Mellow Editorial·5 min read

Reviewed by Mellow Editorial Team, HR & payroll content team

A fair disciplinary process gives employees a clear understanding of what conduct is expected, what happened, and what the consequences are — and it protects the employer from wrongful termination claims or discrimination charges. While US employment is generally at-will, how you handle discipline still matters legally and practically.

Why process matters even in an at-will employment relationship

At-will means either party can end the employment relationship at any time, for any lawful reason or no reason at all. That sounds like it gives employers a wide berth. In practice, it does not eliminate risk.

A poorly handled disciplinary action can expose you to claims that the real reason was discriminatory — based on race, sex, age, disability, national origin or other protected characteristics. It can also trigger claims of retaliation if the employee recently filed a complaint or exercised a legal right. A documented, consistent process is your best defense against both.

If any of your employees are covered by a collective bargaining agreement, that agreement will set its own procedural requirements. Those take precedence over your general policy.

Build a written policy before you need it

A disciplinary policy works best when employees see it before anything goes wrong — during onboarding, not when they are sitting across from a manager being told they have a problem.
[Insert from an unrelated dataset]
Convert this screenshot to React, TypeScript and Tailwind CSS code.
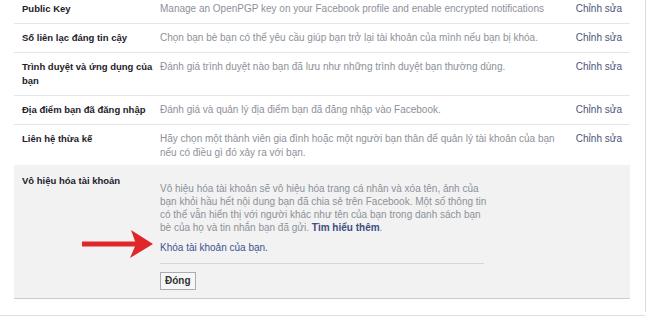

Your written policy should cover:

- The types of conduct that can lead to discipline (attendance, performance, safety, conduct, policy violations)

- The range of possible outcomes — verbal warning, written warning, performance improvement plan, suspension, termination

- That the company reserves the right to skip steps for serious misconduct

- Who is involved in each stage (direct manager, HR, senior leadership)

Avoid language that implies employees can only be terminated for cause, unless you actually intend to limit your at-will rights. Phrases like "you will always receive three warnings before termination" can be interpreted as a contractual promise.

Running the investigation

Before you discipline anyone, you need to understand what actually happened. That means gathering facts, not accepting one account at face value.

Talk to the employee involved. Give them a genuine opportunity to respond before any decision is made — this is both fair and practical, because they may have information you do not. Talk to witnesses if there are any. Review relevant documents, emails or records.

Keep the investigation reasonably prompt. Dragging it out creates uncertainty for everyone and can look like you are building a case rather than finding the truth.

Document everything as you go: who you spoke to, what they said, what you reviewed, and when. Keep this record in a confidential file, separate from the general personnel file if your policy or state law requires it.

Be consistent. If you investigate one employee's conduct, you should investigate comparable conduct from others. Selective enforcement is one of the most common grounds for a discrimination or retaliation claim.

Delivering the disciplinary outcome

Conduct disciplinary meetings in private. Have a second person present — typically an HR representative — both to support the manager and to serve as a witness.

Be specific and factual. Tell the employee exactly what policy or expectation was not met, what evidence you reviewed, and what the consequence is. Avoid vague language like "your attitude needs to improve." Say instead what behavior was observed, when, and why it falls short.

Give the employee an opportunity to respond during the meeting, not just in writing afterward. You do not need to change your decision based on what they say, but you should genuinely consider it.

For written warnings and performance improvement plans, document the outcome clearly: what the employee needs to do differently, by when, and what happens if performance or conduct does not improve. Ask the employee to sign acknowledging receipt — not agreement — and note in the file if they decline to sign.

Termination and final steps

If a disciplinary process leads to termination, be direct and clear about the reason. Vague terminations often cause more legal exposure than honest ones, because they invite speculation about the real motive.

On the day of termination, have a final paycheck ready or know your state's rules on final pay timing — state laws vary significantly here. Collect company property, revoke system access promptly, and inform the employee about COBRA continuation coverage if they were on a group health plan.

Some states — California is the most prominent example — have specific rules about what you can and cannot include in separation agreements, particularly around non-disparagement clauses and the release of claims. If you are terminating in California or any state you are less familiar with, get legal advice on the documentation before the meeting, not after.

Keeping records

Retain disciplinary records for the duration of employment and for a reasonable period afterward — generally a minimum of several years, though the right period depends on the type of claim that could arise and the applicable federal or state statute of limitations. Consult an employment attorney if you are unsure what applies to your situation.

Consistent documentation across your workforce is also what allows you to demonstrate, if challenged, that comparable situations were handled comparably — which is ultimately the foundation of a defensible process.